I'm writing a class that parses HTML in order to provide an interface to a profile on a webpage. It looks something like this:
class Profile(BeautifulSoup):
def __init__(self, page_source):
super().__init__(page_source)
def username(self):
return self.title.split(':')[0]
Except more complex and time consuming. Since I know that the underlying profiles aren't going to be changing during the lifetime of a Profile
object, I thought this would be a good place to cache results in order to avoid recalculating values that are already known. I implemented this with a decorator, and the result looks like this:
def cached_resource(method_to_cache):
def decorator(self, *args, **kwargs):
method_name = method_to_cache.__name__
try:
return self._cache[method_name]
except KeyError:
self._cache[method_name] = method_to_cache(self, *args, **kwargs)
return self._cache[method_name]
return decorator
class Profile(BeautifulSoup):
def __init__(self, page_source):
super().__init__(page_source)
self._cache = {}
@cached_resource
def username(self):
return self.title.split(':')[0]
When I give this code to pylint, it complains about cached_resource
having access to a protected variable of a client class.
I realize that the distinction between public and private isn't a huge deal in Python, but I'm still curious -- have I done something bad here? Is it poor style to have decorators rely on implementation details of the classes they're associated with?
EDIT: I'm unclear about how the closure in Duncan's answer works, so maybe this is a little bit kludge-y, but would this be a simpler solution?
def cached_resource(method_to_cache):
def decorator(self, *args, **kwargs):
method_name = method_to_cache.__name__
try:
return self._cache[method_name]
except KeyError:
self._cache[method_name] = method_to_cache(self, *args, **kwargs)
except AttributeError:
self._cache = {}
self._cache[method_name] = method_to_cache(self, *args, **kwargs)
finally:
return self._cache[method_name]
return decorator
There is a bit of a code smell about that, I think I would agree with pylint on this one though it is quite subjective.
Your decorator looks like it is a general-purpose decorator, but it is tied into the internal implementation detail of the class. If you tried to use it from another class it won't work without the initialisation of _cache
in __init__
. The linkage I don't like is that the knowledge of an attribute called '_cache' is shared between both the class and the decorator.
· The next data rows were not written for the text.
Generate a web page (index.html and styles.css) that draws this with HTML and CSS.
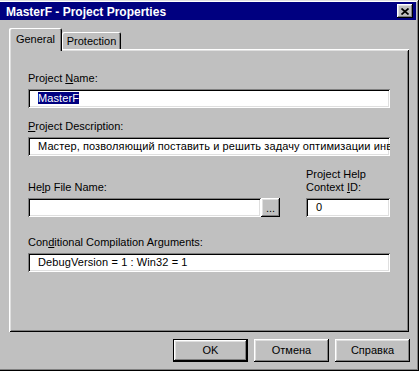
FILE: index.html
```html
<!DOCTYPE html>
<html lang="ru">
<head>
    <meta charset="UTF-8">
    <meta name="viewport" content="width=device-width, initial-scale=1.0">
    <title>MasterF - Project Properties</title>
    <link rel="stylesheet" href="styles.css">
</head>
<body>
    <div class="window">
        <!-- Caption -->
        <div class="titlebar">
            <span class="title">MasterF - Project Properties</span>
            <span class="close-btn">
                <svg width="8" height="7" viewBox="0 0 8 7">
                    <path d="M0.5 0.5 L7.5 6.5 M7.5 0.5 L0.5 6.5" stroke="#000" stroke-width="1.7" fill="none"/>
                </svg>
            </span>
        </div>

        <div class="dialog">
            <div class="tabs">
                <div class="tab tab-active">General</div>
                <div class="tab">Protection</div>
            </div>

            <div class="panel">
                <div class="group group-name">
                    <div class="label">Project <u>N</u>ame:</div>
                    <div class="field"><span class="selected">MasterF</span></div>
                </div>

                <div class="group group-desc">
                    <div class="label"><u>P</u>roject Description:</div>
                    <div class="field">Мастер, позволяющий поставить и решить задачу оптимизации инвестиций</div>
                </div>

                <div class="help-row">
                    <div class="help-col">
                        <div class="label">He<u>l</u>p File Name:</div>
                        <div class="browse-line">
                            <div class="field field-help"></div>
                            <div class="browse-btn">...</div>
                        </div>
                    </div>
                    <div class="context-col">
                        <div class="label">Project Help<br>Context <u>I</u>D:</div>
                        <div class="field">0</div>
                    </div>
                </div>

                <div class="group group-args">
                    <div class="label">Con<u>d</u>itional Compilation Arguments:</div>
                    <div class="field">DebugVersion = 1 : Win32 = 1</div>
                </div>
            </div>

            <div class="buttons">
                <div class="btn btn-default">OK</div>
                <div class="btn">Отмена</div>
                <div class="btn">Справка</div>
            </div>
        </div>
    </div>
</body>
</html>
```

FILE: styles.css
```css
body {
    margin: 0;
    background: #c0c0c0;
    font-family: "Liberation Sans", Arial, sans-serif;
    font-size: 11px;
    color: #000;
}

/* Outer window frame, left edge is cut off in the shot */
.window {
    width: 419px;
    height: 371px;
    box-sizing: border-box;
    padding: 2px 3px 3px 0;
    background: #c0c0c0;
    box-shadow: inset -1px -1px 0 #000, inset 0 1px 0 #dfdfdf,
                inset -2px -2px 0 #808080, inset 0 2px 0 #fff;
    display: flex;
    flex-direction: column;
}

.titlebar {
    height: 18px;
    background: #000080;
    color: #fff;
    font-size: 12px;
    font-weight: bold;
    display: flex;
    align-items: center;
    justify-content: space-between;
    padding: 0 3px 0 6px;
}

.title {
    padding-top: 1px;
}

.close-btn {
    width: 16px;
    height: 14px;
    box-sizing: border-box;
    background: #c0c0c0;
    display: flex;
    align-items: center;
    justify-content: center;
    box-shadow: inset -1px -1px 0 #000, inset 1px 1px 0 #fff,
                inset -2px -2px 0 #808080, inset 2px 2px 0 #dfdfdf;
}

.dialog {
    flex: 1;
    padding: 8px 0 0 9px;
    display: flex;
    flex-direction: column;
}

/* Tab strip */
.tabs {
    display: flex;
    align-items: flex-end;
    height: 21px;
    position: relative;
    z-index: 1;
}

.tab {
    box-sizing: border-box;
    height: 17px;
    width: 59px;
    padding-top: 3px;
    text-align: center;
    background: #c0c0c0;
    border-radius: 2px 2px 0 0;
    box-shadow: inset 1px 1px 0 #fff, inset -1px 0 0 #000, inset -2px 0 0 #808080;
}

.tab-active {
    width: 53px;
    height: 23px;
    padding-top: 5px;
    margin-bottom: -2px;
    box-shadow: inset 1px 1px 0 #fff, inset 2px 0 0 #dfdfdf, inset -1px 0 0 #000, inset -2px 0 0 #808080;
}

/* Tab page */
.panel {
    width: 400px;
    height: 283px;
    box-sizing: border-box;
    padding: 0 19px;
    box-shadow: inset 1px 1px 0 #fff, inset -1px -1px 0 #000,
                inset 2px 2px 0 #dfdfdf, inset -2px -2px 0 #808080;
}

.label {
    line-height: 13px;
    margin-bottom: 4px;
}

.field {
    height: 19px;
    box-sizing: border-box;
    padding-left: 10px;
    line-height: 19px;
    background: #fff;
    white-space: nowrap;
    overflow: hidden;
    letter-spacing: 0.1px;
    box-shadow: inset 1px 1px 0 #808080, inset -1px -1px 0 #fff,
                inset 2px 2px 0 #000, inset -2px -2px 0 #dfdfdf;
}

.selected {
    background: #000080;
    color: #fff;
}

.group-name {
    margin-top: 23px;
}

.group-desc {
    margin-top: 12px;
}

.help-row {
    margin-top: 12px;
    display: flex;
    align-items: flex-end;
    gap: 26px;
}

.help-col {
    width: 252px;
}

.browse-line {
    display: flex;
}

.field-help {
    flex: 1;
}

.browse-btn {
    width: 19px;
    height: 19px;
    box-sizing: border-box;
    text-align: center;
    line-height: 20px;
    box-shadow: inset -1px -1px 0 #000, inset 1px 1px 0 #fff,
                inset -2px -2px 0 #808080, inset 2px 2px 0 #dfdfdf;
}

.context-col {
    width: 84px;
}

.group-args {
    margin-top: 19px;
}

/* Bottom buttons */
.buttons {
    margin-top: 7px;
    margin-right: 6px;
    display: flex;
    justify-content: flex-end;
    gap: 6px;
}

.btn {
    width: 75px;
    height: 23px;
    box-sizing: border-box;
    text-align: center;
    line-height: 23px;
    box-shadow: inset -1px -1px 0 #000, inset 1px 1px 0 #fff,
                inset -2px -2px 0 #808080, inset 2px 2px 0 #dfdfdf;
}

.btn-default {
    box-shadow: inset 0 0 0 1px #000, inset -2px -2px 0 #000, inset 2px 2px 0 #fff,
                inset -3px -3px 0 #808080, inset 3px 3px 0 #dfdfdf;
}
```
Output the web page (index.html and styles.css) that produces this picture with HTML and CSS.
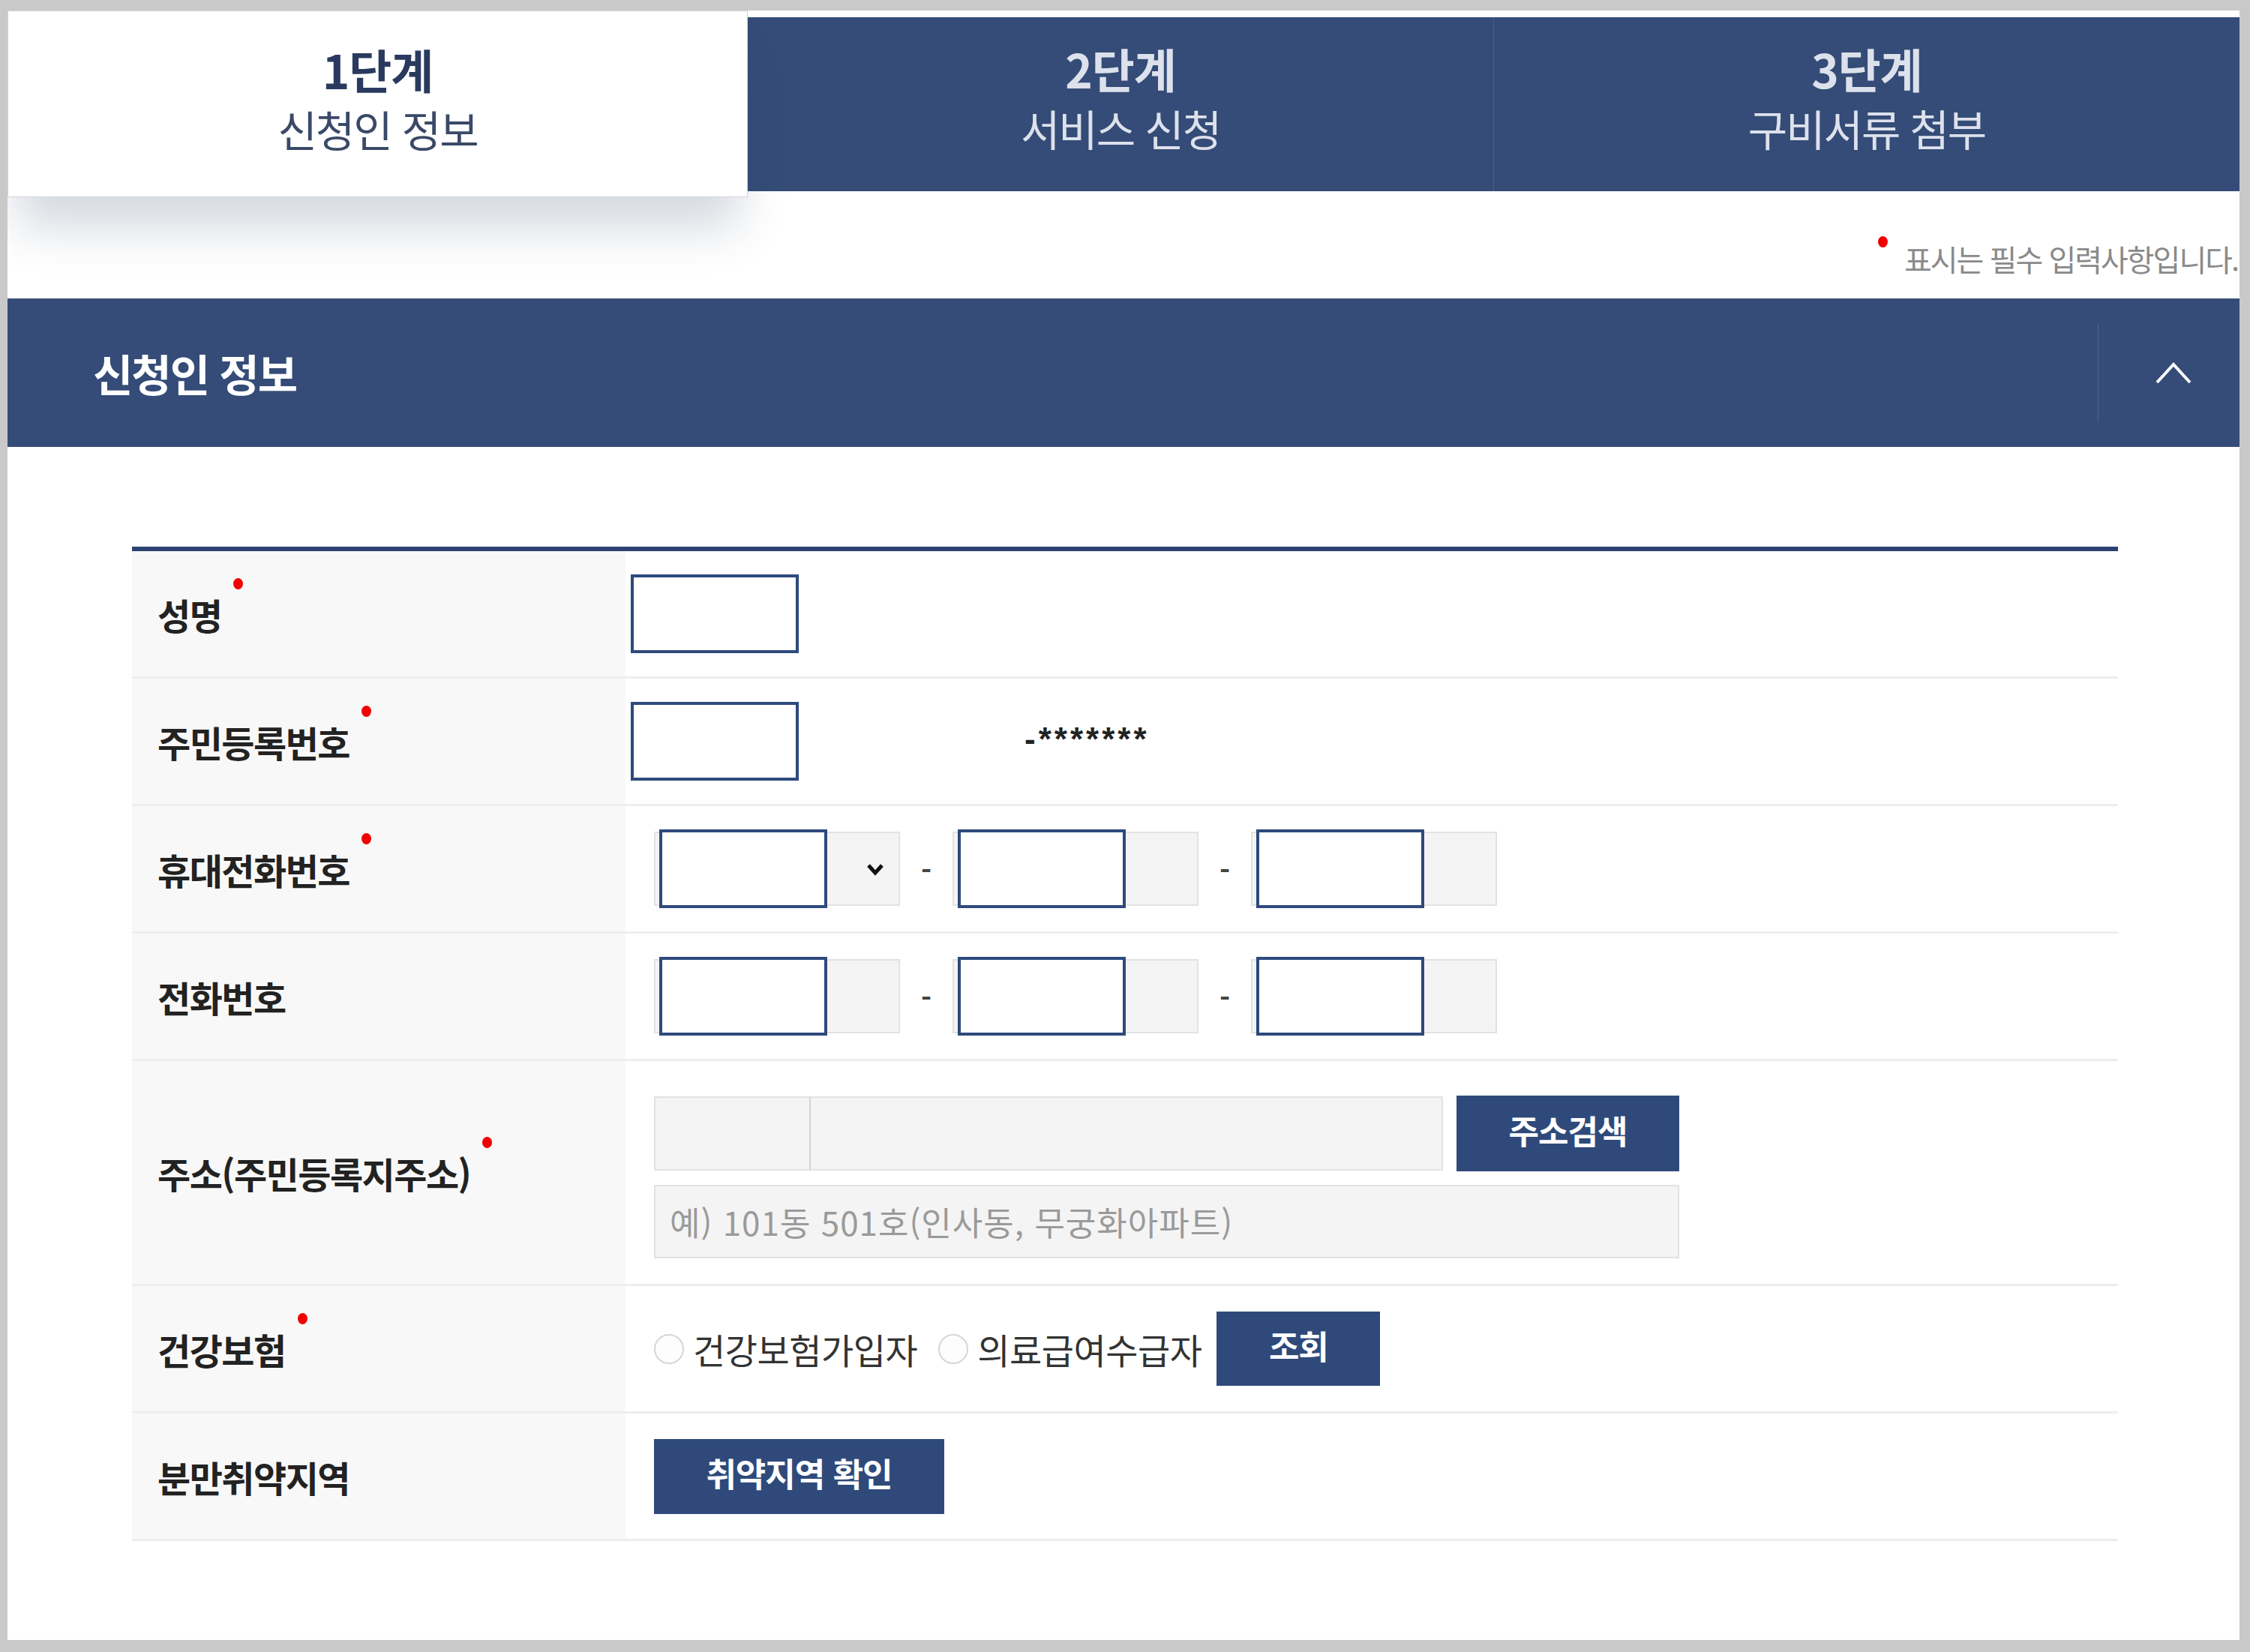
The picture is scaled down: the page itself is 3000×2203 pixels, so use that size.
FILE: index.html
```html
<!DOCTYPE html>
<html lang="ko">
<head>
  <meta charset="UTF-8">
  <meta name="viewport" content="width=device-width, initial-scale=1.0">
  <title>신청인 정보</title>
  <link rel="stylesheet" href="styles.css">
</head>
<body>
  <div class="page">
    <div class="steps">
      <div class="step active">
        <strong>1단계</strong>
        <span>신청인 정보</span>
      </div>
      <div class="step">
        <strong>2단계</strong>
        <span>서비스 신청</span>
      </div>
      <div class="step">
        <strong>3단계</strong>
        <span>구비서류 첨부</span>
      </div>
    </div>

    <p class="note"><i class="req"></i>표시는 필수 입력사항입니다.</p>

    <div class="section-head">
      <h2>신청인 정보</h2>
      <button class="toggle" type="button">
        <svg width="50" height="32" viewBox="0 0 50 32"><polyline points="3,29 25,5 47,29" fill="none" stroke="#fff" stroke-width="4"/></svg>
      </button>
    </div>

    <div class="form">
      <div class="row">
        <div class="label">성명<i class="req"></i></div>
        <div class="value near">
          <input class="box" type="text">
        </div>
      </div>
      <div class="row">
        <div class="label">주민등록번호<i class="req"></i></div>
        <div class="value near">
          <input class="box" type="text">
          <span class="mask">-*******</span>
        </div>
      </div>
      <div class="row">
        <div class="label">휴대전화번호<i class="req"></i></div>
        <div class="value">
          <div class="field">
            <input class="box" type="text">
            <svg class="arrow" width="24" height="18" viewBox="0 0 24 18"><polyline points="3,4 12,14 21,4" fill="none" stroke="#111" stroke-width="5"/></svg>
          </div>
          <span class="dash">-</span>
          <div class="field"><input class="box" type="text"></div>
          <span class="dash">-</span>
          <div class="field"><input class="box" type="text"></div>
        </div>
      </div>
      <div class="row">
        <div class="label">전화번호</div>
        <div class="value">
          <div class="field"><input class="box" type="text"></div>
          <span class="dash">-</span>
          <div class="field"><input class="box" type="text"></div>
          <span class="dash">-</span>
          <div class="field"><input class="box" type="text"></div>
        </div>
      </div>
      <div class="row tall">
        <div class="label">주소(주민등록지주소)<i class="req"></i></div>
        <div class="value stack">
          <div class="line">
            <input class="input zip" type="text">
            <input class="input addr" type="text">
            <button class="btn search" type="button">주소검색</button>
          </div>
          <input class="input detail" type="text" placeholder="예) 101동 501호(인사동, 무궁화아파트)">
        </div>
      </div>
      <div class="row">
        <div class="label">건강보험<i class="req"></i></div>
        <div class="value">
          <label class="opt"><input type="radio" name="ins">건강보험가입자</label>
          <label class="opt"><input type="radio" name="ins">의료급여수급자</label>
          <button class="btn lookup" type="button">조회</button>
        </div>
      </div>
      <div class="row">
        <div class="label">분만취약지역</div>
        <div class="value">
          <button class="btn area" type="button">취약지역 확인</button>
        </div>
      </div>
    </div>
  </div>
</body>
</html>
```

FILE: styles.css
```css
* {
  margin: 0;
  padding: 0;
  box-sizing: border-box;
}

html, body {
  height: 100%;
}

body {
  padding: 14px 14px 16px 10px;
  background-color: #c9c9c9;
  font-family: "Noto Sans CJK KR", "Noto Sans", sans-serif;
  color: #222;
}

input, button {
  appearance: none;
  border: none;
  outline: none;
  font-family: inherit;
}

.page {
  height: 100%;
  background-color: #fff;
  overflow: hidden;
}

/* steps */
.steps {
  display: flex;
  align-items: flex-start;
  height: 249px;
}

.step {
  flex: 1;
  height: 232px;
  margin-top: 9px;
  padding-top: 31px;
  display: flex;
  flex-direction: column;
  align-items: center;
  gap: 8px;
  background-color: #344c77;
  color: #dde1ec;
}

.step:last-child {
  border-left: 1px solid #4c6189;
}

.step strong {
  font-size: 62px;
  line-height: 1.2;
  font-weight: 700;
  letter-spacing: -1px;
}

.step span {
  font-size: 57px;
  line-height: 1.2;
  letter-spacing: -2px;
}

.step.active {
  flex: none;
  width: 987px;
  height: 249px;
  margin-top: 0;
  padding-top: 40px;
  position: relative;
  z-index: 1;
  background-color: #fff;
  color: #2a3a5f;
  border: 1px solid #d2d4da;
  box-shadow: 0 52px 60px -12px rgba(40, 60, 100, 0.2);
}

.step.active span {
  color: #3a4968;
}

/* required note */
.note {
  height: 135px;
  padding: 56px 0 0 2494px;
  font-size: 40px;
  line-height: 52px;
  letter-spacing: -2px;
  color: #8a8a8a;
  white-space: nowrap;
}

.req {
  display: inline-block;
  width: 13px;
  height: 15px;
  border-radius: 50%;
  background-color: #f00000;
}

.note .req {
  vertical-align: top;
  margin: -4px 22px 0 0;
}

/* section header */
.section-head {
  display: flex;
  align-items: center;
  height: 198px;
  background-color: #344c77;
}

.section-head h2 {
  flex: 1;
  padding-left: 114px;
  font-size: 58px;
  font-weight: 700;
  letter-spacing: -2px;
  color: #fff;
}

.toggle {
  width: 189px;
  height: 131px;
  padding-left: 12px;
  display: flex;
  justify-content: center;
  align-items: center;
  background: none;
  border-left: 1px solid #52668c;
  cursor: pointer;
}

/* form */
.form {
  margin: 133px 162px 0 166px;
  border-top: 6px solid #2b4272;
}

.row {
  display: flex;
  height: 170px;
  border-bottom: 3px solid #eeeeee;
}

.row.tall {
  height: 300px;
}

.label {
  width: 658px;
  padding-left: 34px;
  display: flex;
  align-items: center;
  background-color: #f8f8f8;
  font-size: 48px;
  font-weight: 700;
  letter-spacing: -1.5px;
  color: #222;
}

.label .req {
  margin: 0 0 80px 16px;
}

.value {
  flex: 1;
  display: flex;
  align-items: center;
  padding-left: 38px;
}

.value.near {
  padding-left: 7px;
}

.box {
  width: 224px;
  height: 105px;
  border: 4px solid #2e4a7d;
  background-color: #fff;
}

.mask {
  margin-left: 301px;
  margin-bottom: 6px;
  font-family: "Liberation Sans", sans-serif;
  font-size: 44px;
  font-weight: 700;
  letter-spacing: 4px;
  line-height: 1;
  color: #222;
}

.field {
  width: 328px;
  height: 99px;
  padding-left: 5px;
  display: flex;
  align-items: center;
  background-color: #f4f4f4;
  border: 2px solid #e2e2e2;
}

.field .box {
  flex: none;
}

.arrow {
  margin-left: auto;
  margin-right: 19px;
}

.dash {
  width: 70px;
  text-align: center;
  font-size: 38px;
  font-weight: 700;
  color: #444;
}

/* address */
.value.stack {
  flex-direction: column;
  align-items: flex-start;
  justify-content: center;
  gap: 18px;
  padding-top: 12px;
}

.line {
  display: flex;
  align-items: center;
}

.input {
  height: 99px;
  background-color: #f4f4f4;
  border: 2px solid #e2e2e2;
  font-size: 44px;
  color: #333;
}

.input.zip {
  width: 209px;
  border-right: 2px solid #d4d4d4;
}

.input.addr {
  width: 843px;
  border-left: none;
}

.input.detail {
  width: 1367px;
  height: 98px;
  padding-left: 19px;
  letter-spacing: 1px;
}

.input.detail::placeholder {
  color: #9a9a9a;
}

.btn {
  height: 100px;
  padding-bottom: 10px;
  background-color: #2f4a7a;
  color: #fff;
  font-size: 44px;
  font-weight: 700;
  letter-spacing: -1px;
  cursor: pointer;
}

.btn.search {
  width: 297px;
  height: 101px;
  margin-left: 18px;
}

.btn.lookup {
  width: 218px;
  height: 99px;
  margin-left: 20px;
}

.btn.area {
  width: 387px;
}

/* health insurance */
.opt {
  display: flex;
  align-items: center;
  margin-right: 28px;
  font-size: 47px;
  letter-spacing: -0.5px;
  color: #333;
}

.opt:last-of-type {
  margin-right: 0;
}

.opt input {
  width: 40px;
  height: 40px;
  margin-right: 12px;
  border: 2px solid #d6d6d6;
  border-radius: 50%;
  background-color: #fdfdfd;
}
```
You could move the initialisation of _cache
out of __init__
and into the decorator. I don't know if that would help pacify pylint and it still requires the class to know about and avoid using the attribute. A cleaner solution here (I think) would be to pass the name of the cache attribute into the decorator. That should break the linkage cleanly:
def cached_resource(cache_attribute):
def decorator_factory(method_to_cache):
def decorator(self, *args, **kwargs):
method_name = method_to_cache.__name__
cache = getattr(self, cache_attribute)
try:
return cache[method_name]
except KeyError:
result = cache[method_name] = method_to_cache(self, *args, **kwargs)
return result
return decorator
return decorator_factory
class Profile(BeautifulSoup):
def __init__(self, page_source):
super().__init__(page_source)
self._cache = {}
@cached_resource('_cache')
def username(self):
return self.title.split(':')[0]
And if you don't like a lot of decorator calls repeating the name of the attribute then:
class Profile(BeautifulSoup):
def __init__(self, page_source):
super().__init__(page_source)
self._cache = {}
with_cache = cached_resource('_cache')
@with_cache
def username(self):
return self.title.split(':')[0]
Edit:
Martineau suggests this may be overkill. It could be if you don't actually need separate access to the _cache
attribute inside the class (e.g. to have a cache reset method). In that case you could manage the cache entirely within the decorator, but if you are going to do that you don't need a cache dictionary on the instance at all, as you can store the cache in the decorator and key on the Profile
instance:
from weakref import WeakKeyDictionary
def cached_resource(method_to_cache):
cache = WeakKeyDictionary()
def decorator(self, *args, **kwargs):
try:
return cache[self]
except KeyError:
result = cache[self] = method_to_cache(self, *args, **kwargs)
return result
return decorator
class Profile(BeautifulSoup):
def __init__(self, page_source):
super().__init__(page_source)
self._cache = {}
@cached_resource
def username(self):
return self.title.split(':')[0]